I have a circuit that has been in use for years and in at least 100 units, but there have been one or two returned for repair that seem to have a faulty LM339 at the root of their problems. The circuit is a latching over-current sensor that uses a quad comparator LM339N to detect excessive current, start a capacitor timer, and set a latch if the timer timer times out.
The reported problem was that the latch would occasionally set when there was no excessive current. Upon investigation we were able to replicate the problem but saw that not only did the latch occasionally set for no good reason, but far more often the output of the latch would briefly fall without setting the latch, violating the rules of the comparator. Digging deeper I found several aspects of the circuit that I think can only be explained by faulty IC, but wanted to understand better how this could be the behavior of the IC before assuming so.

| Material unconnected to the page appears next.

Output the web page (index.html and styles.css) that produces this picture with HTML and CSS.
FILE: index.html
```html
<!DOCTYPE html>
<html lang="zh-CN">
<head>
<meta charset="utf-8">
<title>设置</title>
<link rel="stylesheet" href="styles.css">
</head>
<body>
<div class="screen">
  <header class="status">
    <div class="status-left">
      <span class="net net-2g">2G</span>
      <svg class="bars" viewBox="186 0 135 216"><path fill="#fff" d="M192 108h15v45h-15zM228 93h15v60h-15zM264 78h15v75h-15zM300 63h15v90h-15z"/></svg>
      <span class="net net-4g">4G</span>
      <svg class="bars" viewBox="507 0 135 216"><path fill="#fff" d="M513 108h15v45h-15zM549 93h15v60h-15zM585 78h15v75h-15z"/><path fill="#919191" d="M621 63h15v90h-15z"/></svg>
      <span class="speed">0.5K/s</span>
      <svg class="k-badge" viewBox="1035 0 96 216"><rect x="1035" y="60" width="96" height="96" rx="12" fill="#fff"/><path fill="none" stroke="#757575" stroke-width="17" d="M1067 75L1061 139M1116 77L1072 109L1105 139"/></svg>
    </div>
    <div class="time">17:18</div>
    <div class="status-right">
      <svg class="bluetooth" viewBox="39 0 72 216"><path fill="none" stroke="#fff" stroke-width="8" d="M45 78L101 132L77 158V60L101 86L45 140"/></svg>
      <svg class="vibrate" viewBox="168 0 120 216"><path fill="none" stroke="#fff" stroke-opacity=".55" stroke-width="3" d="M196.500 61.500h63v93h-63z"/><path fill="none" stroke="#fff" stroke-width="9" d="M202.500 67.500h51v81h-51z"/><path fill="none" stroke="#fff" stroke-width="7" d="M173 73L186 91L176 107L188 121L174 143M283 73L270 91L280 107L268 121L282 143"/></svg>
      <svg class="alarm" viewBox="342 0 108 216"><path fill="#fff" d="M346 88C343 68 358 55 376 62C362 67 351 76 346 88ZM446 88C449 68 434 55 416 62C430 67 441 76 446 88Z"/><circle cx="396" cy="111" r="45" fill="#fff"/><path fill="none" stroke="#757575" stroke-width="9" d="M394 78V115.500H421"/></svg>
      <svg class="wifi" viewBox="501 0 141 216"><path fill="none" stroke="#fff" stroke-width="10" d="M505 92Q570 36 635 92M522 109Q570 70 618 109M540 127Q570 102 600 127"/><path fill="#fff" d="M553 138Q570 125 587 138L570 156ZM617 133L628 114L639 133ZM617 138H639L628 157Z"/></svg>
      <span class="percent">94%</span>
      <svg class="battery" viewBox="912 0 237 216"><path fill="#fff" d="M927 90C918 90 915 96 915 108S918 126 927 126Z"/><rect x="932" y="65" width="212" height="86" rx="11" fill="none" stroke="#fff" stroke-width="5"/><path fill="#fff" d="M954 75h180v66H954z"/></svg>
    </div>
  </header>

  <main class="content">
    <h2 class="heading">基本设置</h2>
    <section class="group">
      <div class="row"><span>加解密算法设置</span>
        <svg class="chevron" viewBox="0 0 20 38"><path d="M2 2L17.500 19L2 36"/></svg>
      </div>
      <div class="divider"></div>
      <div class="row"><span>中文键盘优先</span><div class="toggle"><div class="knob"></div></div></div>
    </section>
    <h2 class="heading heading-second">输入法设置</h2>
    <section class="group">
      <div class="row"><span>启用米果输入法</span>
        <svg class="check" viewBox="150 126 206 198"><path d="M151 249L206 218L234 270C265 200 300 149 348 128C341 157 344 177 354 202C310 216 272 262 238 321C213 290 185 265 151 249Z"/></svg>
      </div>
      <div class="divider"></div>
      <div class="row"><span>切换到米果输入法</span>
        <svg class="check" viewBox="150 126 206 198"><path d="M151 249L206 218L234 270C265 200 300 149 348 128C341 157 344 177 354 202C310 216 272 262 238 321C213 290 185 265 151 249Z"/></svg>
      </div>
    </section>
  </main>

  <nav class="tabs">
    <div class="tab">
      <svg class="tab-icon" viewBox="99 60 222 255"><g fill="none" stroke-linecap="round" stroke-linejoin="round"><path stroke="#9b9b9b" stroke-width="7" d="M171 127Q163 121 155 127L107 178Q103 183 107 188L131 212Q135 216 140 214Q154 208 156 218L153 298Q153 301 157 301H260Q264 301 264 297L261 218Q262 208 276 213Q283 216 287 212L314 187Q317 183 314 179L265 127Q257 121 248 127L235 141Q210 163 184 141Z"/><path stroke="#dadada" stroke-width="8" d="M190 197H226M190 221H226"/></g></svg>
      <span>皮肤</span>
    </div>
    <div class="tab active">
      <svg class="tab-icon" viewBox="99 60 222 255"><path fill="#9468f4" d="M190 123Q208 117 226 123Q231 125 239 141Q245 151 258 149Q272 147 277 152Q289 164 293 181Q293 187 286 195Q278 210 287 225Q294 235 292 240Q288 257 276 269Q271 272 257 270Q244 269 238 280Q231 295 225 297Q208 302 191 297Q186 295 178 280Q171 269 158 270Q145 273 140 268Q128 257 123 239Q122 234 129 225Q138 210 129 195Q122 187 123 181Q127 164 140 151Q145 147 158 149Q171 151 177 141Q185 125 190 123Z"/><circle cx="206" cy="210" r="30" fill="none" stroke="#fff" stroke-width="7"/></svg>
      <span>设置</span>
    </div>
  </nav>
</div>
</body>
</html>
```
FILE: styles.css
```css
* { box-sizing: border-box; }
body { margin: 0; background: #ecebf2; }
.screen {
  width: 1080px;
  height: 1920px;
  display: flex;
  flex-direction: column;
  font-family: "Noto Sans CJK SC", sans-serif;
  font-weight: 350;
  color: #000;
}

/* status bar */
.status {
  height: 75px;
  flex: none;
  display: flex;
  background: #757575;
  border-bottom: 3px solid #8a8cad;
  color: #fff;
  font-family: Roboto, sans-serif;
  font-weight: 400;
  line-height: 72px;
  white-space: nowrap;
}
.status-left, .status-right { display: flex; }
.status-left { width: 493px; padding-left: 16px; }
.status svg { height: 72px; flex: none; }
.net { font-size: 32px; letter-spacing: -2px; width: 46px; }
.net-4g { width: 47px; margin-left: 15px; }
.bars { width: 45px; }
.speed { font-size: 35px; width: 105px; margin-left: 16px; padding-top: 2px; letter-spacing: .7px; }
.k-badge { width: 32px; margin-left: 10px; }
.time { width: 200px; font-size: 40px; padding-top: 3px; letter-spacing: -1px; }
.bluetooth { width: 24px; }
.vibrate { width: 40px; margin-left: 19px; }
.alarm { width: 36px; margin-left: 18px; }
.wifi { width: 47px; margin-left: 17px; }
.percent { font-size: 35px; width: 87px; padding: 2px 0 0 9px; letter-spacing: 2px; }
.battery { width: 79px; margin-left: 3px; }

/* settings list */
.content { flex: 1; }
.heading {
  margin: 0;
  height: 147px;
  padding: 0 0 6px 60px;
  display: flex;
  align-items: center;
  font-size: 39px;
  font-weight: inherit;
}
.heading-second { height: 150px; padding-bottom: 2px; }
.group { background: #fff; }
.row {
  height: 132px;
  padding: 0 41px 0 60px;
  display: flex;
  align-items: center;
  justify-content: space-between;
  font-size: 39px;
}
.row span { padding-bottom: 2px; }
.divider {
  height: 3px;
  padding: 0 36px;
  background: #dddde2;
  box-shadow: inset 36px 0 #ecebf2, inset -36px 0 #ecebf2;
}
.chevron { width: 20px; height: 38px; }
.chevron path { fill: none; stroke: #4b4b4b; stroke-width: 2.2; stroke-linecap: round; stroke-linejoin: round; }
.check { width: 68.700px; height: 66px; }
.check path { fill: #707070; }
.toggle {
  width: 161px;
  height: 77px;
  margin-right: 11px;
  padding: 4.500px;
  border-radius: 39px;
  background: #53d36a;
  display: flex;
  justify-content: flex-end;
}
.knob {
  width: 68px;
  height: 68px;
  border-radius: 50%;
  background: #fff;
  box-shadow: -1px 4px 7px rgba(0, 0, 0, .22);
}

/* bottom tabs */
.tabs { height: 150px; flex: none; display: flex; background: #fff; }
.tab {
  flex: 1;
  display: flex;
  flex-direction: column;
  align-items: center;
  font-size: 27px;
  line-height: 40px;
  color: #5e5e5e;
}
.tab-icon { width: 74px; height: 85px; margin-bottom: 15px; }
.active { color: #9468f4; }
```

This graph is one of the 251 events captured over the course of 20 hours where the fault reporting output dipped below 4V. The first trace to look at is the white one which is the scope trigger, showing that one of the two comparators whose outputs are tied together pulled low. The next thing to notice is the blue and green traces. Neither of these two inputs should have budged as there is nothing going on to the sensor. The green trace rising to 3V while being pulled down with 470Ω indicates to me more than 6mA being injected into the node from the comparator input at pin 4. Meanwhile the 10V reference falls below a volt despite the 12V rail not moving a bit, indicating a 50uA sink at the pin 5 input. The two traces stay 80mV apart as they rise together. The next thing to notice is the red trace which falls below the 5.5V reference without setting the latch at pin 9.
It's as if the comparator breaks all rules for itself over the course of this 500us. Then for reasons unknown, the 6mA current source releases at .023s and the 470nF discharges into the 470Ω resistor with expected time constant.
I've reviewed the supply for aberrations that could explain this. I've checked the sensor input. I've checked the static levels (shown in the schematic). My next move is probably to replace the IC and re-collect the same data to see if that fixed it. But I'm hoping someone can explain what causes the two inputs to snap together like this.